▶ _What to work on_
Give back exactly the lines from the beginning of the listing below to the line holding "import React from", both ends included; the pictures stay out.

----- Stored data -----

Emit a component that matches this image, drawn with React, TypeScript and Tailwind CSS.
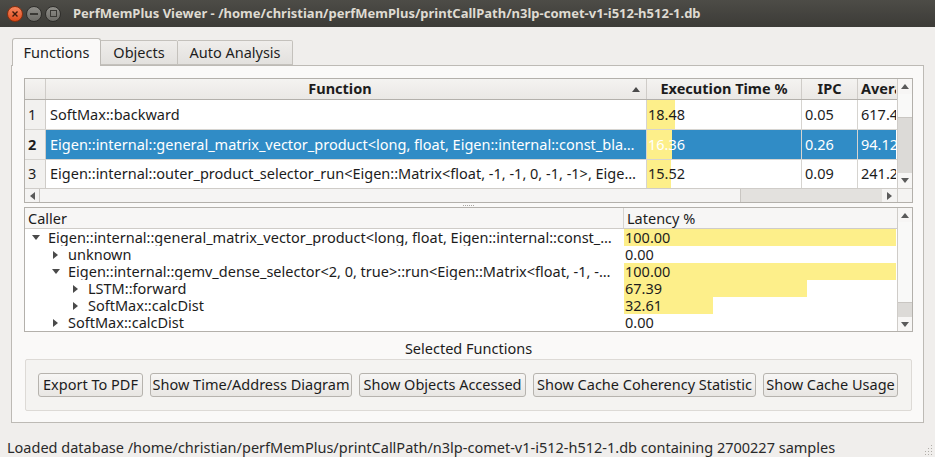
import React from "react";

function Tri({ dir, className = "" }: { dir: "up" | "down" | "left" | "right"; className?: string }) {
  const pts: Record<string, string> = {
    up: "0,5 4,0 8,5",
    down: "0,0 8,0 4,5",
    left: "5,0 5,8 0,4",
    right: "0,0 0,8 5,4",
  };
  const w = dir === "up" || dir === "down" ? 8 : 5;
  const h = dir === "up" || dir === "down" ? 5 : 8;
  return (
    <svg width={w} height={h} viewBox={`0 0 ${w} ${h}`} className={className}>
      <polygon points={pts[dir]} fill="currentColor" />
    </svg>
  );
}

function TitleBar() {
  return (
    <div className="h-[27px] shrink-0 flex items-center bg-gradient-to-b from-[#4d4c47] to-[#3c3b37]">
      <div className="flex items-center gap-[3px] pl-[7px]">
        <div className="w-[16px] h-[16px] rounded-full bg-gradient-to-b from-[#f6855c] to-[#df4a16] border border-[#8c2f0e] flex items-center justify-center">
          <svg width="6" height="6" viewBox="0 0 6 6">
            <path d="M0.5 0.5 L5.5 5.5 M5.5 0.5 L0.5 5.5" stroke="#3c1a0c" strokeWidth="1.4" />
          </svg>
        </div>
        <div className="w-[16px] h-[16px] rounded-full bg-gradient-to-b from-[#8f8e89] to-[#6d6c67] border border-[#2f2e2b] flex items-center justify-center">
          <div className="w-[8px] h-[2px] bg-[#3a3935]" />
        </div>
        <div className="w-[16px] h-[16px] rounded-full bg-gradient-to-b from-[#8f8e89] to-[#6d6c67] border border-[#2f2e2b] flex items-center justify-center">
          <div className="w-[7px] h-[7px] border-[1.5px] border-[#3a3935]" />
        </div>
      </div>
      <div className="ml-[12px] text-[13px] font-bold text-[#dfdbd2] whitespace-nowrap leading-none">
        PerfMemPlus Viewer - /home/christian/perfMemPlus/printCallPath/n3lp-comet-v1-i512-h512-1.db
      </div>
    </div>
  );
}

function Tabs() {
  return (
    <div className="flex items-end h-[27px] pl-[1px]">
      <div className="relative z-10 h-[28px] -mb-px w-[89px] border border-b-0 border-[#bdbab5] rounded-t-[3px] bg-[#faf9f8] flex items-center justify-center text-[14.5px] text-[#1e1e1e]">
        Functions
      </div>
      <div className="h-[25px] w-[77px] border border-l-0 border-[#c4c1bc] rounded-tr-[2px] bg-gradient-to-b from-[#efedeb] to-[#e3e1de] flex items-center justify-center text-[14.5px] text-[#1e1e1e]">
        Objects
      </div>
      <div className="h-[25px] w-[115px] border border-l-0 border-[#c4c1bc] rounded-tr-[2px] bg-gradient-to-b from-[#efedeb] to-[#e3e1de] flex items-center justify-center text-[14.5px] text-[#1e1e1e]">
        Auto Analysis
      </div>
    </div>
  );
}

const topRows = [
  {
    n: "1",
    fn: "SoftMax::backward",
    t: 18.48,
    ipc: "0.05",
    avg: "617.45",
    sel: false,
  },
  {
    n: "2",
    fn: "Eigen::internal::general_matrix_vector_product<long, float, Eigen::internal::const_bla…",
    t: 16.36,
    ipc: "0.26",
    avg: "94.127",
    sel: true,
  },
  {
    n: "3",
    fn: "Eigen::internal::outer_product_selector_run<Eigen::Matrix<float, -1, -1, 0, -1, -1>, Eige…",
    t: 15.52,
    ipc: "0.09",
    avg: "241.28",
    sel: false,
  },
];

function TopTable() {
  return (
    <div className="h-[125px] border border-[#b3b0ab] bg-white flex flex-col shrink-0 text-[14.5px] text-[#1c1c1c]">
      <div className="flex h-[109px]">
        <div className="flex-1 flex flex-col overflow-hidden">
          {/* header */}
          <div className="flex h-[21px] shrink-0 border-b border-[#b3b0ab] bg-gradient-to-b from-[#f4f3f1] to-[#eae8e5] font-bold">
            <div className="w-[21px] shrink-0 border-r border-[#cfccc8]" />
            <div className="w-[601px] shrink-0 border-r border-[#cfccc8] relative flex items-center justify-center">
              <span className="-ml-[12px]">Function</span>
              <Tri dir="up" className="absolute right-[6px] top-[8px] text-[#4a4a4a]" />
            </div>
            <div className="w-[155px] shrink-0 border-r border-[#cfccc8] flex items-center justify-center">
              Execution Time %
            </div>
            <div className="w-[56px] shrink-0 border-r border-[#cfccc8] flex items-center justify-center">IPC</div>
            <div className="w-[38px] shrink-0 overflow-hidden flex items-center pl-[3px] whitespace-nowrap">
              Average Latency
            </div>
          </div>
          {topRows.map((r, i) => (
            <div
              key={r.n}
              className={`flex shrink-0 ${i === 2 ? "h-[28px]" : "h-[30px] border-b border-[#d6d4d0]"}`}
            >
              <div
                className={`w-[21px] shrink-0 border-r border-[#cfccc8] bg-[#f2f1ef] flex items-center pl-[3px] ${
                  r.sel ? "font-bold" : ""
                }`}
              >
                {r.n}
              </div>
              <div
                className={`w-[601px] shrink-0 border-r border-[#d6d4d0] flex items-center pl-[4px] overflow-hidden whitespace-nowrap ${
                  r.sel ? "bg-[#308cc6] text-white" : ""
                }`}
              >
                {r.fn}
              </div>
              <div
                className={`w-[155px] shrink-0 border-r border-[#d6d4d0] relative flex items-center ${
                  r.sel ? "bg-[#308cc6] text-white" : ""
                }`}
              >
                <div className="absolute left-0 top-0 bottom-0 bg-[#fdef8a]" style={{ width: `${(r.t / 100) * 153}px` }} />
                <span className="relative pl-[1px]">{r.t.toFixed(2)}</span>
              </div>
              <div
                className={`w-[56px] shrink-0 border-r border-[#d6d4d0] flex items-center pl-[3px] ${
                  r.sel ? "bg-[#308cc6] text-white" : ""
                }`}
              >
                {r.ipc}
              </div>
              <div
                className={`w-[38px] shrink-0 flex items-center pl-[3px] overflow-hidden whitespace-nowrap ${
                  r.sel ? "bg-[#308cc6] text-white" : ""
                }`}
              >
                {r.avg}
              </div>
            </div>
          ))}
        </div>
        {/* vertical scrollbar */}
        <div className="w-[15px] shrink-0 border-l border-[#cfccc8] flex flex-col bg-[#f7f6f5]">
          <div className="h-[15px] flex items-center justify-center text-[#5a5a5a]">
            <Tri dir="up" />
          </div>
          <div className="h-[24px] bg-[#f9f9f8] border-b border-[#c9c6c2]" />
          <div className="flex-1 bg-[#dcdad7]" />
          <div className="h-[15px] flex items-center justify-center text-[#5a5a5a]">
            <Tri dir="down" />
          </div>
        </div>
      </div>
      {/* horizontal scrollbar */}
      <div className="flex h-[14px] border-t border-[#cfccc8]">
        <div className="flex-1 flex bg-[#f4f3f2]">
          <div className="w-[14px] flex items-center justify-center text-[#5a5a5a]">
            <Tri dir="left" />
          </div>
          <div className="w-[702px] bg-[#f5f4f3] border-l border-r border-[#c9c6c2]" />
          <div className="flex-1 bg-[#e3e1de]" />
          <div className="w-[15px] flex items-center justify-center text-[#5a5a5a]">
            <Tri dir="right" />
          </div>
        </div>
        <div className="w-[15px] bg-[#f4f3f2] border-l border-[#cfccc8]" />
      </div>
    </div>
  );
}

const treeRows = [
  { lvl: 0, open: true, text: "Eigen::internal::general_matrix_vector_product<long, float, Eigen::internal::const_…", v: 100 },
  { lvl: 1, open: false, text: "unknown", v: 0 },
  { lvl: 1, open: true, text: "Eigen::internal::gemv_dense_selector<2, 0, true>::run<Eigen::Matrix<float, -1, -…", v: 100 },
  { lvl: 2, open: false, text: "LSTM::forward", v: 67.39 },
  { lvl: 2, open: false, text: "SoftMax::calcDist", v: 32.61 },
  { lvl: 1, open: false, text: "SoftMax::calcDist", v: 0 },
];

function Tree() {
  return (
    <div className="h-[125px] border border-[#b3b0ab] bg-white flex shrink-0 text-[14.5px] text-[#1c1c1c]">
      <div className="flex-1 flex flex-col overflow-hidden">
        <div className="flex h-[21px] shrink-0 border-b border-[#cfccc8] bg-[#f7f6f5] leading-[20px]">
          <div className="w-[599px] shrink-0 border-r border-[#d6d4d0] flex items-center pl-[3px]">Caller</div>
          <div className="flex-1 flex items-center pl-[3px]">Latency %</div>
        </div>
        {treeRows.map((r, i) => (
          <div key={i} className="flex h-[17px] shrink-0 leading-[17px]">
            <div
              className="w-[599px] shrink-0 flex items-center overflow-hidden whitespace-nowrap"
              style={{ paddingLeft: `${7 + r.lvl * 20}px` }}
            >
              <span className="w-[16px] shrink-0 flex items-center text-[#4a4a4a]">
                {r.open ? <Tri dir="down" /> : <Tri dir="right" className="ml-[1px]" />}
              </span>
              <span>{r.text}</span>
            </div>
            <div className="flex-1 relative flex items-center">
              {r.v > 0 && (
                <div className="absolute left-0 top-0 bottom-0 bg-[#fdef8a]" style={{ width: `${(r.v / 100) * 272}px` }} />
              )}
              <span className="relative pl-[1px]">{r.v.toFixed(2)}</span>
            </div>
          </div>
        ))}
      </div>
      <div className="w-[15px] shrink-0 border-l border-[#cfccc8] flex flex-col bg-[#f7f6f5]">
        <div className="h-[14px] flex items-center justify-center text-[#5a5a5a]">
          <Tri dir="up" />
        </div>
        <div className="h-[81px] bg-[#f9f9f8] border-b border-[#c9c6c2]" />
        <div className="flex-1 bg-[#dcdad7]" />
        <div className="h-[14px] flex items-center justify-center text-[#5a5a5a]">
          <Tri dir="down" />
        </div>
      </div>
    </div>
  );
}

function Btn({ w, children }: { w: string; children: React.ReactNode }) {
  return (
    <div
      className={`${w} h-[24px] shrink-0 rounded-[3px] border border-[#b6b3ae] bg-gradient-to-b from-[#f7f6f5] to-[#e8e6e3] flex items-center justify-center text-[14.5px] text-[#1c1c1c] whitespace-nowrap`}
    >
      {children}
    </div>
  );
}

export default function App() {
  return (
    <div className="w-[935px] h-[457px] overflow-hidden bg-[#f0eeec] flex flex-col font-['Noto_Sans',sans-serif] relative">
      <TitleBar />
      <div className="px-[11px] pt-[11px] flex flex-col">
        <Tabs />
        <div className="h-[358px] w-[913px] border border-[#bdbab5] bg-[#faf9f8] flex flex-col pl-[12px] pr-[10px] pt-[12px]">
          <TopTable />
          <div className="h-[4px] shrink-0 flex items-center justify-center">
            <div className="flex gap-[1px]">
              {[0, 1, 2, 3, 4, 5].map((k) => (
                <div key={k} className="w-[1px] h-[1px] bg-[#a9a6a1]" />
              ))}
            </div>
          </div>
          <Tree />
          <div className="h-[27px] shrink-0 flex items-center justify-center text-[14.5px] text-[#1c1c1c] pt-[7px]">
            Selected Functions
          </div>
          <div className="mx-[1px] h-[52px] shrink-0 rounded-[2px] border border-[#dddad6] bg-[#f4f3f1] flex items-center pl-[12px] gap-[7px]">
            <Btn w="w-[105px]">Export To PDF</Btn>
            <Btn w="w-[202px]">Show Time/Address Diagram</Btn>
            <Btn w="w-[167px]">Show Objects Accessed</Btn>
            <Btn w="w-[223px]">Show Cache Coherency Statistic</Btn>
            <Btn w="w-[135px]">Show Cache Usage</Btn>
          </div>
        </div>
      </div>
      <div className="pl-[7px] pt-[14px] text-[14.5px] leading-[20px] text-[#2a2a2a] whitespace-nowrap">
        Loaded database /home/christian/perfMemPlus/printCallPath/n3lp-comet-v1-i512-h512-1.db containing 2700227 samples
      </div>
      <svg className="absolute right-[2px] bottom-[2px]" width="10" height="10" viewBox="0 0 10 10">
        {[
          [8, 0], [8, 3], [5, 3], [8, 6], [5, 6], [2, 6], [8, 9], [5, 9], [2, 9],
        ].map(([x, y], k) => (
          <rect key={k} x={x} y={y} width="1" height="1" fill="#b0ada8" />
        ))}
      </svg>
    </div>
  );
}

-----

▶ _Final result_
Emit a component that matches this image, drawn with React, TypeScript and Tailwind CSS.
import React from "react";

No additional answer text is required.